Há um interesse antropológico no cinema de Canijo que pode passar por perverso. O cinismo advém da observação repetida de personagens socialmente marginais em dificuldades e a consequente desumanização dessas personagens, através da sua redução a um animalismo comportamental do qual não conseguem escapar. Como Canijo não filma o real, mas um ideal recriado da realidade, uma ideia imaginada do que é um português de classe baixa, há o perigo desta caracterização parecer condescendente. O filme recorre a atalhos para caracterizar as personagens, como se fosse possível reduzir essa classe a um ideal de alguém brejeiro que ouve música pimba, bebe cerveja, procura sexo em todo o lugar, diz palavrões e vive do futebol. Esta caracterização recorre a facilitismos que correspondem a concessões para salvar o lado comercial do filme, que por exemplo Mike Leigh não tem de o fazer, mas que Canijo, ocupando um espaço próprio no cinema português na fronteira entre o autor e o comercial, tem de considerar. Lembremos a indiferença crítica e o falhanço comercial de "Mal Nascida", o último filme da trilogia grega, uma fábula negra e amarga como um soco impenitente no estômago, mas também um filme esquecido. Por ser o filme em que Canijo se preocupou menos em ser acessível, talvez tenha ido longe demais no seu cinema de autor, na sua alienação. À luz dessa experiência anterior, "Sangue do meu Sangue" apresenta-se como uma narrativa mais convencional, que tenta preencher os espaços vazios ao espectador para a mensagem ser mais imediata. Porém, o que resgata estes filmes da condescendência e do cinismo é o facto de, repetidamente, Canijo procurar dentro das suas personagens a excepção positiva, a prova da capacidade extraordinária, através de acções que deixam marcas profundas. Há uma paixão pelos erros dessas personagens, pela humanidade que contêm. É o sacrifício como exemplo positivo, como prova do tal amor inabalável, como ode à personagem que sobressai e consegue sobreviver no meio da lama.

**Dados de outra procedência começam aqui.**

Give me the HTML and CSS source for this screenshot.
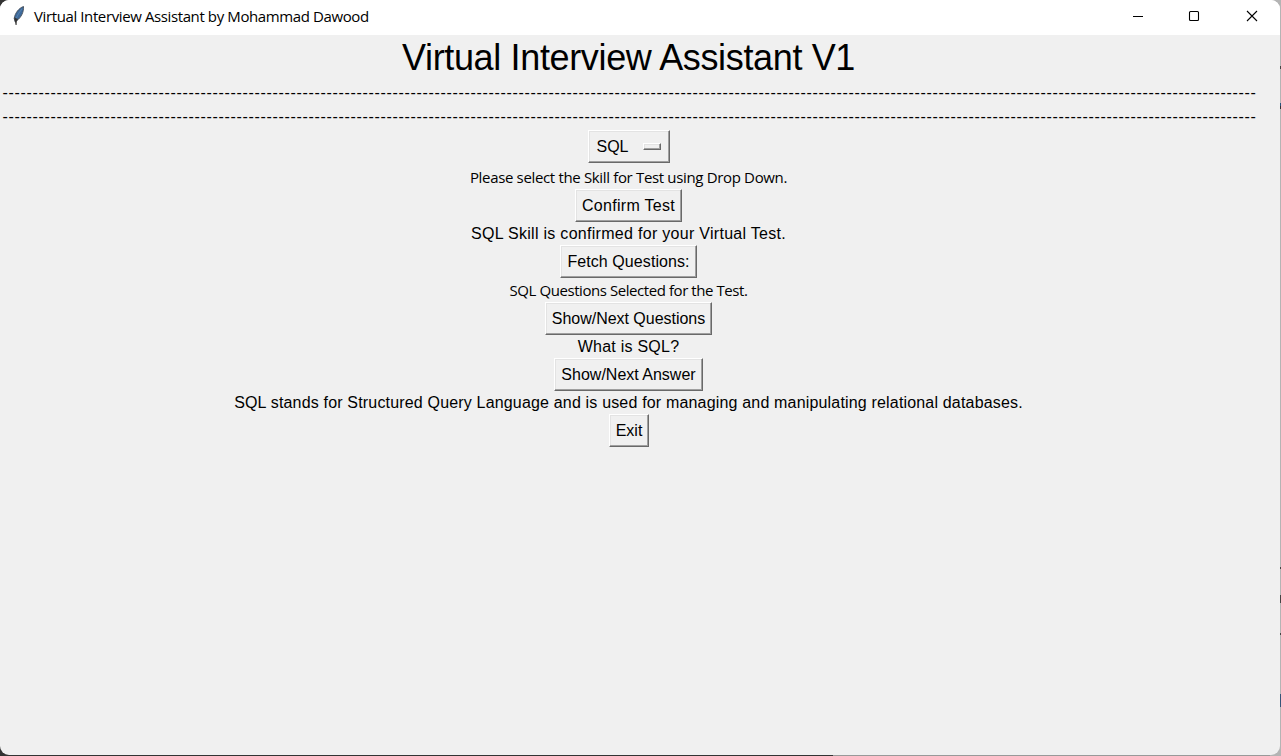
FILE: index.html
```html
<!DOCTYPE html>
<html lang="en">
<head>
<meta charset="utf-8">
<title>Virtual Interview Assistant by Mohammad Dawood</title>
<link rel="stylesheet" href="styles.css">
</head>
<body>
<div class="desktop">
<div class="window">
  <header class="titlebar">
    <svg class="feather" width="14" height="20" viewBox="0 0 14 20">
      <path d="M11.5 .5C7 2 3 7 2.2 12.5L3.2 16 5 14.5C9 11.5 12 6 11.5.5Z" fill="#3d6a9c" stroke="#454d57" stroke-width=".9"/>
      <path d="M10 3C6.5 7 4.5 11 3.3 15.5" fill="none" stroke="#6f93b8" stroke-width=".6"/>
      <path d="M2.2 11.5L3 15.5 3.6 19 4.6 19 4.8 15 6 13Z" fill="#333"/>
    </svg>
    <span class="caption">Virtual Interview Assistant by Mohammad Dawood</span>
    <div class="controls">
      <svg width="57" height="35" viewBox="0 0 57 35"><path d="M22 16.5H32" stroke="#000"/></svg>
      <svg width="57" height="35" viewBox="0 0 57 35"><rect x="21.5" y="11.5" width="9" height="9" rx="1" fill="none" stroke="#000" stroke-width="1.1"/></svg>
      <svg width="57" height="35" viewBox="0 0 57 35"><path d="M22 11L32 21M32 11L22 21" stroke="#000" stroke-width="1.1"/></svg>
    </div>
  </header>
  <main class="content">
    <h1 class="heading">Virtual Interview Assistant V1</h1>
    <div class="rule">-----------------------------------------------------------------------------------------------------------------------------------------------------------------------------------------------------------------</div>
    <div class="rule">-----------------------------------------------------------------------------------------------------------------------------------------------------------------------------------------------------------------</div>
    <button class="btn select">SQL<span class="indicator"></span></button>
    <p class="note note-first">Please select the Skill for Test using Drop Down.</p>
    <button class="btn confirm">Confirm Test</button>
    <p class="label skill">SQL Skill is confirmed for your Virtual Test.</p>
    <button class="btn fetch">Fetch Questions:</button>
    <p class="note">SQL Questions Selected for the Test.</p>
    <button class="btn question">Show/Next Questions</button>
    <p class="label prompt">What is SQL?</p>
    <button class="btn answer">Show/Next Answer</button>
    <p class="label reply">SQL stands for Structured Query Language and is used for managing and manipulating relational databases.</p>
    <button class="btn exit">Exit</button>
  </main>
</div>
</div>
</body>
</html>
```

FILE: styles.css
```css
* { box-sizing: border-box; }
body { margin: 0; }
.desktop {
  height: 756px;
  background:
    linear-gradient(transparent 66px, #444 66px 69px, transparent 69px 103px, #28557f 103px 106px, #333 106px 109px, transparent 109px 567px, #444 567px 569px, transparent 569px 595px, #444 595px 603px, transparent 603px 633px, #444 633px 635px, transparent 635px 694px, #355579 694px 707px, transparent 707px) right / 1px 756px no-repeat,
    linear-gradient(90deg, #333 0 833px, #999 833px 1270px, #b4b4b4 1270px);
}
.window {
  width: 1280px;
  height: 755px;
  background: #f0f0f0;
  border-radius: 9px;
  overflow: hidden;
  color: #000;
}
.titlebar {
  height: 35px;
  background: #fff;
  display: flex;
  align-items: center;
  padding-left: 12px;
}
.feather { margin-top: -4px; }
.caption {
  font: 15px/20px "Open Sans", sans-serif;
  letter-spacing: -.39px;
  margin: -4px 0 0 8px;
  white-space: nowrap;
}
.controls { display: flex; margin: 0 -2px 0 auto; }
.content {
  width: 1257px;
  display: flex;
  flex-direction: column;
  align-items: center;
  font: 16px/23px "Liberation Sans", Arial, sans-serif;
}
.heading {
  margin: 0;
  height: 46px;
  font-size: 36px;
  font-weight: 400;
  line-height: 45px;
  letter-spacing: -.35px;
  white-space: nowrap;
}
.rule {
  height: 24px;
  padding-left: 2px;
  font-size: 16px;
  line-height: 23px;
  letter-spacing: .672px;
  white-space: nowrap;
}
.btn {
  height: 33px;
  padding: 0;
  font: inherit;
  color: #000;
  background: #f0f0f0;
  border: 1px solid;
  border-color: #fff #696969 #696969 #fff;
  box-shadow: inset -1px -1px #a0a0a0, inset 1px 1px #e3e3e3;
  white-space: nowrap;
}
.select {
  width: 82px;
  margin-top: 1px;
  display: flex;
  align-items: center;
  justify-content: space-between;
  padding: 0 8px;
}
.indicator {
  width: 18px;
  height: 7px;
  border: 1px solid;
  border-color: #fff #696969 #696969 #fff;
  box-shadow: inset -1px -1px #a0a0a0, inset 1px 1px #e3e3e3;
}
.confirm { width: 107px; letter-spacing: .3px; }
.fetch { width: 137px; letter-spacing: .08px; }
.question { width: 167px; letter-spacing: -.03px; }
.answer { width: 149px; }
.exit { width: 40px; padding-left: 1px; }
.label, .note { margin: 0; white-space: nowrap; height: 23px; }
.skill { letter-spacing: .29px; }
.prompt { letter-spacing: .25px; }
.reply { letter-spacing: .174px; }
.note {
  height: 24px;
  font: 15px/25px "Open Sans", sans-serif;
  letter-spacing: -.43px;
}
.note-first { height: 26px; line-height: 29px; letter-spacing: -.34px; }
```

Kiewlowksi começou por filmar documentários mas abandonou esse formato em detrimento da ficção, porque o documentário, apesar de ter essa pretensão, não é a realidade, é a realidade controlada, encenada e auto-censurada. A ficção permitia-lhe criar a sua representação da realidade e depois aproxima-la tanto quanto possível à Vida através de pequenos símbolos que apelam ao nosso subconsciente, através da nossa construção da realidade, sentindo-nos assim mais próximos do que vemos. Cedemos, então, à ilusão do filme, por tanto nos identificamos com o que estamos a ver, que acreditamos tratar-se da realidade*. Paradoxalmente, com "Fantasia Lusitana" e "Trabalho de actriz, trabalho de actor", Canijo chega mais perto de um retrato original, como uma realidade tangível. O documentário que acompanha o filme acaba por ser um documento ainda mais relevante que o próprio filme, revelador do que significa ser português e onde o cinema português consegue chegar. "Sangue do meu Sangue" não é a realidade encenada de Kiewlowski para substituir a realidade, mas Canijo não propõe distanciamento em relação ao que estamos a ver: o objectivo é entrarmos naquele campo, habitarmos o mesmo espaço que aquelas personagens, mesmo que seja por pouco tempo. "Trabalho de actriz, trabalho de actor" vai ainda mais longe ao permitir-nos habitar o processo de construção dessa realidade, perceber as limitações e escolhas da representação da realidade.